Também não é possível esconder o Nordeste que resiste às mudanças, representado por parte do setor sucroalcooleiro, pelos latifúndios e minifúndios do semiárido, pelo empreguismo público e pelas muitas famílias pobres que vivem das transferências governamentais e compõem a "economia sem produção", no dizer de Maia Gomes. Para ele, "metade dessa mesmice se deve à falta de capitalismo e a outra metade é obra do Estado, que protege os ineficientes e considera a questão social um caso de esmolas. Os governos do bem e os empresários da boquinha não são inimigos. São sócios".
Um dos principais gargalos é a precariedade da infraestrutura, que no Nordeste é ainda mais indigente do que nas demais regiões do País (exceto a Norte). Há anos o governo vem anunciando grandes investimentos em infraestrutura, que deveriam equacionar as deficiências e pôr o País em condições de igualdade para competir com o resto do mundo. Não se discute a extrema relevância das obras em curso para a economia regional, mas Maia Gomes estima que o investimento anual em infraestrutura no Nordeste é pouco mais da metade do que seria necessário, o equivalente a 6% do PIB por ano para manter o projeto de crescimento da região. Segundo ele, "é realmente menos do que muito pouco".

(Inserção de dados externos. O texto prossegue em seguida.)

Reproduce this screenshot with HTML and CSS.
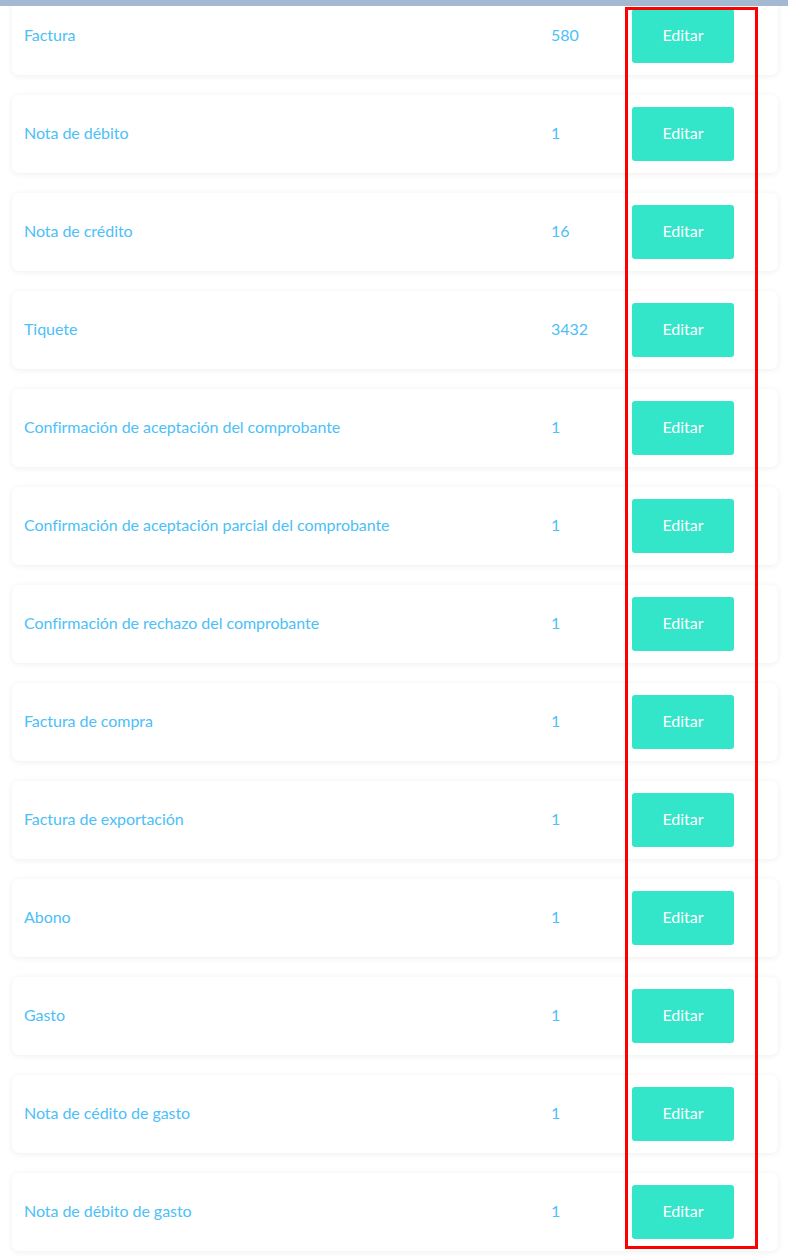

Não parece haver dúvidas sobre qual Nordeste prevalecerá, mas não se pode dar por descontado que o atual ciclo de crescimento se sustente sem ajustes importantes na política pública. A mudança de postura do governo federal em relação à privatização de serviços, construção e operação de infraestrutura é, sem dúvida, a maior novidade e fator de otimismo de que o movimento pode continuar. Mas tiro no pé parece ser um dos esportes preferidos de Brasília. Fiquem atentos!